# Forgot I owned this bike. Pickin in my own garage



## Pedal4Peace (Oct 2, 2017)

SCHWINN? No badge. 16 solid tires. SCHWINN grips


----------



## Dr. Tankenstein (Oct 2, 2017)

Looks like a Huffman chainring on it


Sent from my iPhone using Tapatalk


----------



## catfish (Oct 2, 2017)

I find stuff I forgot I had once in a while.


----------



## New Mexico Brant (Oct 2, 2017)

I usually can't find what I want to find...


----------



## Shawn Michael (Oct 2, 2017)

It's nice to find a forgotten surprise in your own stash. I usually can't find what I'm after anyway.


----------



## rustjunkie (Oct 2, 2017)

Dr. Tankenstein said:


> Looks like a Huffman chainring on it
> 
> 
> Sent from my iPhone using Tapatalk




Looks like a Huffman frame & fork on it too


----------



## barneyguey (Nov 7, 2017)

catfish said:


> I find stuff I forgot I had once in a while.



Like my brain!


----------



## Dan the bike man (Nov 7, 2017)

I've rediscovered 26" bikes in my house before!
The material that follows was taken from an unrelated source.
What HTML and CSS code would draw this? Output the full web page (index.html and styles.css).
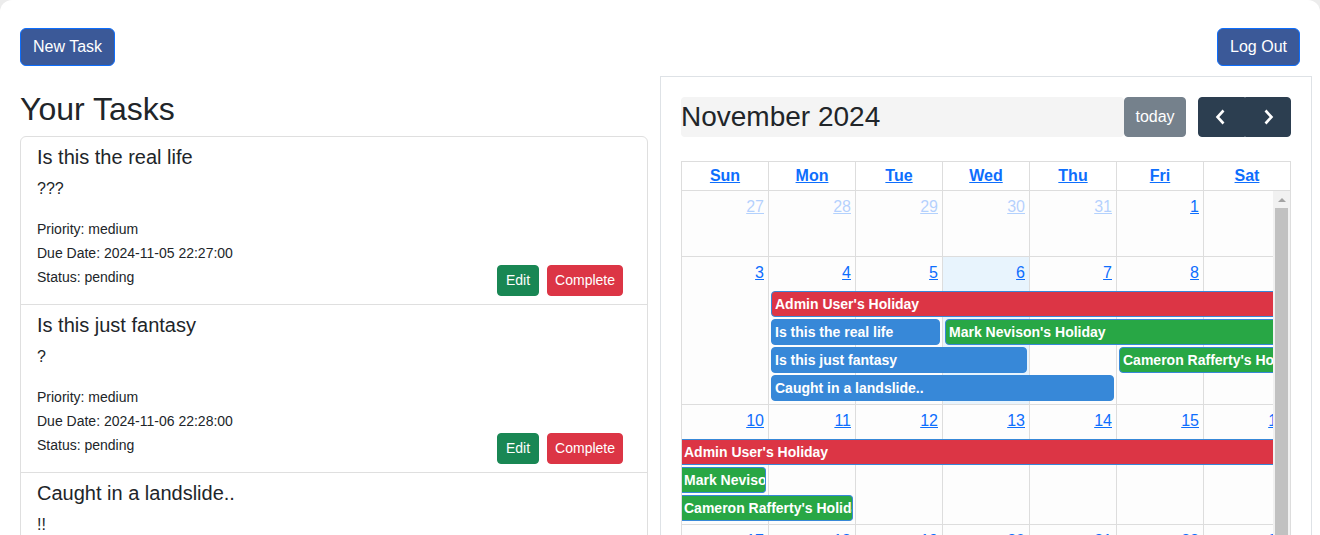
FILE: index.html
```html
<!DOCTYPE html>
<html lang="en">
<head>
<meta charset="utf-8">
<title>Tasks</title>
<link rel="stylesheet" href="styles.css">
</head>
<body>
<div class="app">
  <header class="topbar">
    <button class="btn btn-primary">New Task</button>
    <button class="btn btn-primary">Log Out</button>
  </header>

  <main class="main">
    <section class="tasks">
      <h2 class="tasks-title">Your Tasks</h2>
      <ul class="task-list">
        <li class="task">
          <div class="task-body">
            <h5 class="task-name">Is this the real life</h5>
            <p class="task-desc">???</p>
            <div class="task-meta">
              <p>Priority: medium</p>
              <p>Due Date: 2024-11-05 22:27:00</p>
              <p>Status: pending</p>
            </div>
          </div>
          <div class="task-actions">
            <button class="btn-sm btn-edit">Edit</button>
            <button class="btn-sm btn-complete">Complete</button>
          </div>
        </li>
        <li class="task">
          <div class="task-body">
            <h5 class="task-name">Is this just fantasy</h5>
            <p class="task-desc">?</p>
            <div class="task-meta">
              <p>Priority: medium</p>
              <p>Due Date: 2024-11-06 22:28:00</p>
              <p>Status: pending</p>
            </div>
          </div>
          <div class="task-actions">
            <button class="btn-sm btn-edit">Edit</button>
            <button class="btn-sm btn-complete">Complete</button>
          </div>
        </li>
        <li class="task">
          <div class="task-body">
            <h5 class="task-name">Caught in a landslide..</h5>
            <p class="task-desc">!!</p>
            <div class="task-meta">
              <p>Priority: medium</p>
              <p>Due Date: 2024-11-07 22:29:00</p>
              <p>Status: pending</p>
            </div>
          </div>
          <div class="task-actions">
            <button class="btn-sm btn-edit">Edit</button>
            <button class="btn-sm btn-complete">Complete</button>
          </div>
        </li>
      </ul>
    </section>

    <section class="calendar">
      <div class="cal-toolbar">
        <h2 class="cal-title">November 2024</h2>
        <button class="fc-btn fc-today" disabled>today</button>
        <div class="fc-group">
          <button class="fc-btn fc-nav" aria-label="prev">
            <svg viewBox="0 0 24 24" width="24" height="24"><polyline points="14.5,5.5 8.5,12 14.5,18.5" fill="none" stroke="#fff" stroke-width="2.6"/></svg>
          </button>
          <button class="fc-btn fc-nav" aria-label="next">
            <svg viewBox="0 0 24 24" width="24" height="24"><polyline points="9.5,5.5 15.5,12 9.5,18.5" fill="none" stroke="#fff" stroke-width="2.6"/></svg>
          </button>
        </div>
      </div>

      <div class="cal-table">
        <div class="cal-head">
          <div class="head-cell"><a href="#">Sun</a></div>
          <div class="head-cell"><a href="#">Mon</a></div>
          <div class="head-cell"><a href="#">Tue</a></div>
          <div class="head-cell"><a href="#">Wed</a></div>
          <div class="head-cell"><a href="#">Thu</a></div>
          <div class="head-cell"><a href="#">Fri</a></div>
          <div class="head-cell"><a href="#">Sat</a></div>
        </div>
        <div class="cal-body">
          <div class="cal-clip">
            <div class="weeks">
              <div class="week">
                <div class="days">
                  <div class="day other"><a href="#">27</a></div>
                  <div class="day other"><a href="#">28</a></div>
                  <div class="day other"><a href="#">29</a></div>
                  <div class="day other"><a href="#">30</a></div>
                  <div class="day other"><a href="#">31</a></div>
                  <div class="day"><a href="#">1</a></div>
                  <div class="day"><a href="#">2</a></div>
                </div>
                <div class="events"></div>
              </div>

              <div class="week">
                <div class="days">
                  <div class="day"><a href="#">3</a></div>
                  <div class="day"><a href="#">4</a></div>
                  <div class="day"><a href="#">5</a></div>
                  <div class="day today"><a href="#">6</a></div>
                  <div class="day"><a href="#">7</a></div>
                  <div class="day"><a href="#">8</a></div>
                  <div class="day"><a href="#">9</a></div>
                </div>
                <div class="events">
                  <div class="ev ev-red cont-end" style="grid-column: 2 / 8; grid-row: 1;">Admin User's Holiday</div>
                  <div class="ev ev-blue" style="grid-column: 2 / 4; grid-row: 2;">Is this the real life</div>
                  <div class="ev ev-green cont-end" style="grid-column: 4 / 8; grid-row: 2;">Mark Nevison's Holiday</div>
                  <div class="ev ev-blue" style="grid-column: 2 / 5; grid-row: 3;">Is this just fantasy</div>
                  <div class="ev ev-green cont-end" style="grid-column: 6 / 8; grid-row: 3;">Cameron Rafferty's Holiday</div>
                  <div class="ev ev-blue" style="grid-column: 2 / 6; grid-row: 4;">Caught in a landslide..</div>
                </div>
              </div>

              <div class="week">
                <div class="days">
                  <div class="day"><a href="#">10</a></div>
                  <div class="day"><a href="#">11</a></div>
                  <div class="day"><a href="#">12</a></div>
                  <div class="day"><a href="#">13</a></div>
                  <div class="day"><a href="#">14</a></div>
                  <div class="day"><a href="#">15</a></div>
                  <div class="day"><a href="#">16</a></div>
                </div>
                <div class="events">
                  <div class="ev ev-red cont-start cont-end" style="grid-column: 1 / 8; grid-row: 1;">Admin User's Holiday</div>
                  <div class="ev ev-green cont-start" style="grid-column: 1 / 2; grid-row: 2;">Mark Nevison's Holiday</div>
                  <div class="ev ev-green cont-start" style="grid-column: 1 / 3; grid-row: 3;">Cameron Rafferty's Holiday</div>
                </div>
              </div>

              <div class="week">
                <div class="days">
                  <div class="day"><a href="#">17</a></div>
                  <div class="day"><a href="#">18</a></div>
                  <div class="day"><a href="#">19</a></div>
                  <div class="day"><a href="#">20</a></div>
                  <div class="day"><a href="#">21</a></div>
                  <div class="day"><a href="#">22</a></div>
                  <div class="day"><a href="#">23</a></div>
                </div>
                <div class="events"></div>
              </div>
            </div>
          </div>
          <div class="vscroll">
            <div class="vscroll-btn"></div>
            <div class="vscroll-thumb"></div>
          </div>
        </div>
      </div>
    </section>
  </main>
</div>
</body>
</html>
```

FILE: styles.css
```css
* { box-sizing: border-box; }

html, body {
  margin: 0;
  height: 100%;
  overflow: hidden;
}

body {
  background: #ececec;
  font-family: "Liberation Sans", Arial, sans-serif;
  color: #212529;
  font-size: 16px;
}

.app {
  background: #fff;
  min-height: 100vh;
  border-radius: 12px 12px 0 0;
}

button { font-family: inherit; cursor: pointer; }

/* top bar */
.topbar {
  display: flex;
  justify-content: space-between;
  padding: 28px 20px 0;
}

.btn {
  font-size: 16px;
  line-height: 24px;
  padding: 6px 12px;
  border-radius: 6px;
}

.btn-primary {
  background: #3b5998;
  border: 1px solid #0d6efd;
  color: #fff;
}

/* main layout */
.main {
  display: grid;
  grid-template-columns: 628px 652px;
  column-gap: 12px;
  padding: 0 8px 0 20px;
  margin-top: 10px;
}

/* tasks */
.tasks-title {
  font-size: 32px;
  font-weight: 400;
  line-height: 38px;
  margin: 14px 0 8px;
}

.task-list {
  list-style: none;
  margin: 0;
  padding: 0;
  border: 1px solid #dfdfdf;
  border-radius: 6px 6px 0 0;
}

.task {
  display: flex;
  align-items: flex-end;
  padding: 8px 16px 7px;
  border-bottom: 1px solid #dfdfdf;
}

.task-body { flex: 1; }

.task-name {
  font-size: 20px;
  font-weight: 400;
  line-height: 24px;
  margin: 0 0 8px;
}

.task-desc {
  font-size: 16px;
  line-height: 24px;
  margin: 0 0 16px;
}

.task-meta {
  margin-bottom: 8px;
}

.task-meta p {
  margin: 0;
  font-size: 14px;
  line-height: 24px;
}

.task-actions {
  display: flex;
  margin-bottom: 1px;
}

.btn-sm {
  font-size: 14px;
  line-height: 21px;
  padding: 4px 8px;
  border-radius: 4px;
  color: #fff;
  margin-right: 8px;
}

.btn-edit {
  background: #198754;
  border: 1px solid #198754;
}

.btn-complete {
  background: #dc3545;
  border: 1px solid #dc3545;
  padding: 4px 7px;
}

/* calendar */
.calendar {
  border: 1px solid #dee2e6;
  padding: 20px;
  background: #fff;
}

.cal-toolbar {
  display: flex;
  align-items: center;
  height: 40px;
  margin-bottom: 24px;
}

.cal-title {
  flex: 1;
  margin: 0;
  font-size: 28px;
  font-weight: 400;
  line-height: 40px;
  background: #f4f4f4;
  border-radius: 4px;
  color: #212529;
}

.fc-btn {
  height: 40px;
  background: #2c3e50;
  border: 1px solid #2c3e50;
  color: #fff;
  font-size: 16px;
  line-height: 24px;
  padding: 0 10.4px;
  border-radius: 4px;
}

.fc-today {
  opacity: 0.65;
  cursor: default;
}

.fc-group {
  display: flex;
  margin-left: 12px;
}

.fc-nav {
  width: 46.5px;
  padding: 0;
  display: flex;
  align-items: center;
  justify-content: center;
}

.fc-nav:first-child { border-radius: 4px 0 0 4px; }
.fc-nav:last-child { border-radius: 0 4px 4px 0; }

.cal-table {
  border: 1px solid #ddd;
  border-bottom: 0;
}

.cal-head {
  display: grid;
  grid-template-columns: repeat(7, 86px);
  column-gap: 1px;
  background: #ddd;
  border-bottom: 1px solid #ddd;
}

.head-cell {
  background: #fff;
  padding: 2px;
  text-align: center;
  font-weight: 700;
  line-height: 24px;
}

.head-cell a,
.day a {
  color: #0d6efd;
  text-decoration: underline;
}

.cal-body {
  display: flex;
  height: 380px;
}

.cal-clip {
  flex: 1;
  overflow: hidden;
}

.weeks {
  width: 608px;
}

.week {
  display: grid;
  min-height: 66px;
  border-bottom: 1px solid #ddd;
}

.days,
.events {
  grid-area: 1 / 1;
  display: grid;
  grid-template-columns: repeat(7, 86px);
  column-gap: 1px;
}

.days {
  background: #ddd;
}

.day {
  background: #fdfdfd;
  text-align: right;
  padding: 4px;
  line-height: 24px;
}

.day.today {
  background: #e8f4fd;
}

.day.other a {
  opacity: 0.3;
}

.events {
  grid-auto-rows: 26px;
  row-gap: 2px;
  padding: 34px 0 3px;
  align-content: start;
}

.ev {
  margin: 0 2px;
  border: 1px solid #3788d8;
  border-radius: 4px;
  color: #fff;
  font-size: 14px;
  font-weight: 700;
  line-height: 24px;
  padding: 0 3px;
  white-space: nowrap;
  overflow: hidden;
}

.ev-red { background: #dc3545; }
.ev-blue { background: #3788d8; }
.ev-green { background: #28a745; }

.ev.cont-end {
  margin-right: 0;
  border-top-right-radius: 0;
  border-bottom-right-radius: 0;
}

.ev.cont-start {
  margin-left: 0;
  border-left-width: 0;
  padding-left: 2px;
  border-top-left-radius: 0;
  border-bottom-left-radius: 0;
}

/* scrollbar */
.vscroll {
  width: 17px;
  background: #f1f1f1;
  display: flex;
  flex-direction: column;
}

.vscroll-btn {
  height: 17px;
  display: flex;
  align-items: center;
  justify-content: center;
}

.vscroll-btn::before {
  content: "";
  border-left: 4px solid transparent;
  border-right: 4px solid transparent;
  border-bottom: 4px solid #a3a3a3;
}

.vscroll-thumb {
  flex: 1;
  margin: 0 2px;
  background: #c1c1c1;
}
```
And countless "smalls" all the time.


----------



## Saving Tempest (Nov 7, 2017)

barnyguey said:


> Like my brain!




Even if I lost my mind it's still in the same location.


----------



## barneyguey (Nov 7, 2017)

Saving Tempest said:


> Even if I lost my mind it's still in the same location.



lol


----------



## vincev (Nov 7, 2017)

Its good to find something you forgot you had.It sucks when you know something you had and cant find it.


----------



## SJ_BIKER (Nov 7, 2017)

i wish i could find stuff in my shed that i didnt know i had


----------



## Bikermaniac (Nov 15, 2017)

My garage is so full of "shtuff" that I can't find anything, and when I accidentally bump into something I was looking for, I usually not longer need it...


----------